According to him, Yerevan has entered an arms race with neighboring Azerbaijan.

"We do not want to go for it, but what to do if you are every day threatened with war and physical extermination," said Sargsyan. "You must take appropriate steps."

He stressed that Moscow had decided to sell Iskander-M missile systems to Armenia out of turn, based on an agreement between the two countries on maintaining the balance of forces in the region.

Why has Russia sold the Iskander-M to Armenia – and nobody else?

Armenia is currently the only country in the world to receive the green light for the purchase of Russia's Iskander-M missile systems.

"Moscow is preparing to sign an agreement on the establishment of the Joint Group of Forces with Armenia," Colonel General Viktor Yesin (retired), former commander-in-chief of the Strategic Missile Forces, said in an interview with RBTH.

"We are becoming allies, and therefore as an exception have delivered one battalion (three batteries, each consisting of three launchers, plus support vehicles) of Iskander-M operational and tactical systems to Armenia."

He noted that Russia has received many applications for the purchase of this system, but Moscow will not export the Iskander-M in the coming years.

"Until manufacturers replace the Tochka-U systems in ground brigades for the latest Iskander-M, there will be no talk about mass deliveries abroad," said Yesin.

Live-firing of Iskander-M, Tochka-U and RS30 Smerch missiles. Source: Denis Mokrushen/YouTube

According to Yesin, the sale of Iskander-M missile systems to Yerevan will not affect relations between Russia and Azerbaijan, which has been involved in an on-off conflict with Armenia since 1994 over the breakaway “republic” of Nagorno-Karabakh, which Baku – and most of the world – recognizes as Azerbaijani territory but which is essentially an Armenian protectorate.

"Baku also receives Russian military equipment: tanks, multiple rocket launchers, self-propelled artillery systems, and so on," he said. "Moscow supports the balance of power so that none of the parties to the conflict has no military advantage."

However, he did not rule out that Iskander-M systems may turn from a means of deterrence into a weapon of war in case of a renewed outbreak in hostilities around Nagorno-Karabakh.

What is the Iskander-M short-range ballistic missile system?

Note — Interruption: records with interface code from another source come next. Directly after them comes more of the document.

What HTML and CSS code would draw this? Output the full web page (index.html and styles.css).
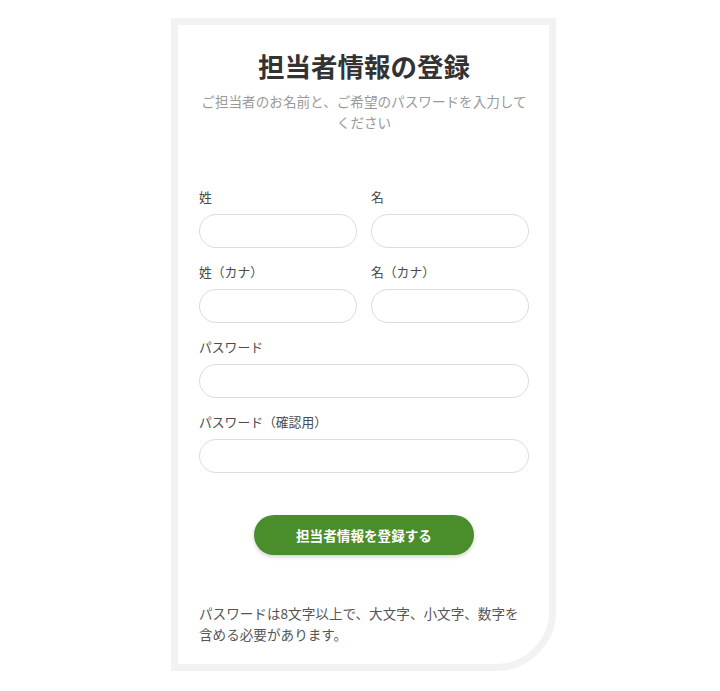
FILE: index.html
```html
<!DOCTYPE html>
<html lang="ja">
<head>
<meta charset="utf-8">
<title>担当者情報の登録</title>
<link rel="stylesheet" href="styles.css">
</head>
<body>
<div class="page">
  <div class="card">
    <h1 class="title">担当者情報の登録</h1>
    <p class="lead">ご担当者のお名前と、ご希望のパスワードを入力してください</p>
    <form class="form">
      <div class="row two">
        <div class="field">
          <label class="label">姓</label>
          <input class="input" type="text">
        </div>
        <div class="field">
          <label class="label">名</label>
          <input class="input" type="text">
        </div>
      </div>
      <div class="row two">
        <div class="field">
          <label class="label">姓（カナ）</label>
          <input class="input" type="text">
        </div>
        <div class="field">
          <label class="label">名（カナ）</label>
          <input class="input" type="text">
        </div>
      </div>
      <div class="row">
        <div class="field">
          <label class="label">パスワード</label>
          <input class="input" type="password">
        </div>
      </div>
      <div class="row">
        <div class="field">
          <label class="label">パスワード（確認用）</label>
          <input class="input" type="password">
        </div>
      </div>
      <div class="actions">
        <button class="btn" type="button">担当者情報を登録する</button>
      </div>
    </form>
    <p class="note">パスワードは8文字以上で、大文字、小文字、数字を含める必要があります。</p>
  </div>
</div>
</body>
</html>
```

FILE: styles.css
```css
html, body {
  margin: 0;
  padding: 0;
  background: #ffffff;
}
body {
  font-family: "Noto Sans CJK JP", "Noto Sans", sans-serif;
  color: #444;
}
.page {
  display: flex;
  justify-content: center;
  align-items: flex-start;
  padding: 18px 0 0 7px;
}
.card {
  width: 385px;
  box-sizing: border-box;
  border: 7px solid #f2f2f2;
  border-radius: 0 0 60px 0;
  background: #fff;
  padding: 22px 20px 19px 21px;
}
.title {
  margin: 0;
  text-align: center;
  font-size: 26.5px;
  line-height: 38px;
  font-weight: 700;
  color: #333;
}
.lead {
  margin: 6px 0 0;
  text-align: center;
  font-size: 13.6px;
  line-height: 21px;
  color: #999;
}
.form {
  margin-top: 54px;
}
.row {
  display: grid;
  grid-template-columns: minmax(0, 1fr);
  gap: 14px;
  margin-bottom: 14px;
}
.row.two {
  grid-template-columns: minmax(0, 1fr) minmax(0, 1fr);
}
.field {
  display: flex;
  flex-direction: column;
  min-width: 0;
}
.label {
  font-size: 12.8px;
  line-height: 19px;
  color: #4a4a4a;
  margin-bottom: 8px;
}
.input {
  width: 100%;
  min-width: 0;
  height: 34px;
  box-sizing: border-box;
  border: 1px solid #dcdcdc;
  border-radius: 17px;
  background: #fff;
  padding: 0 14px;
  font: inherit;
  outline: none;
}
.actions {
  display: flex;
  justify-content: center;
  margin-top: 42px;
}
.btn {
  width: 220px;
  height: 40px;
  border: none;
  border-radius: 20px;
  background: #4a8d2b;
  color: #fff;
  font-family: "Noto Sans CJK JP", sans-serif;
  font-size: 13.6px;
  font-weight: 700;
  box-shadow: 0 2px 4px rgba(0, 0, 0, 0.18);
  cursor: pointer;
}
.note {
  margin: 48px 0 0;
  font-size: 13.6px;
  line-height: 21px;
  color: #555;
}
```
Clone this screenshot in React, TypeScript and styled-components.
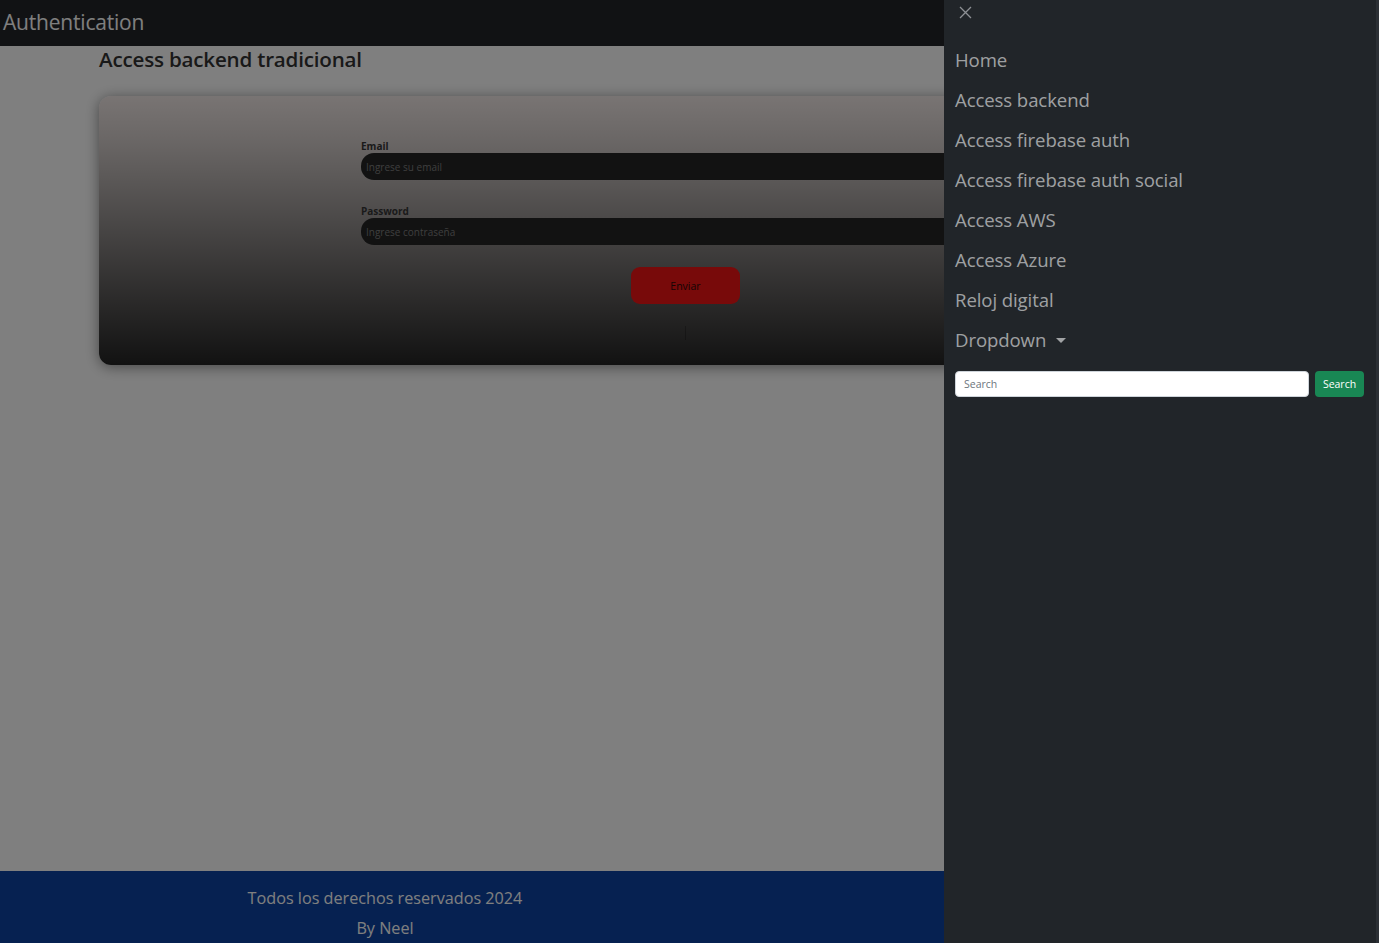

This system is designed to destroy small targets at a distance of around 300 miles (500 km) and can be fitted with nuclear warheads.

"The Iskander-M set for Yerevan is much weaker than the domestic one – the missile cannot be equipped with a nuclear warhead and its destructive range is 280 km to comply with the U.N. regulations on arms transfers abroad," Viktor Litovkin, a retired colonel and military analyst for the TASS news agency, told RBTH.

A test-firing of the Iskander M. Source: Voennie Novosti/YouTube

As he explained, missiles from the Iskander-M system are capable of penetrating all the world’s existing missile defense systems.

"The missile has a small reflecting surface, and most of its flight is at an altitude of 50 km," Litovkin explained. "Today, there is no air and missile defense system capable of defeating the Iskander. The Iron Dome missile defense system that Azerbaijan purchased from Israel is no exception."

According to him, the Iskander-M's guidance systems are integrated with a variety of surveillance systems, from unmanned aerial vehicles to satellites in Earth orbit.

"Initially, Moscow had planned to deliver this system to Syria," said Litovkin. "However, the Israeli prime minister managed many years ago to convince Putin not to take this step."

He noted that the list of potential customers of the missile system today includes Belarus, China, India, Egypt, Algeria and Venezuela.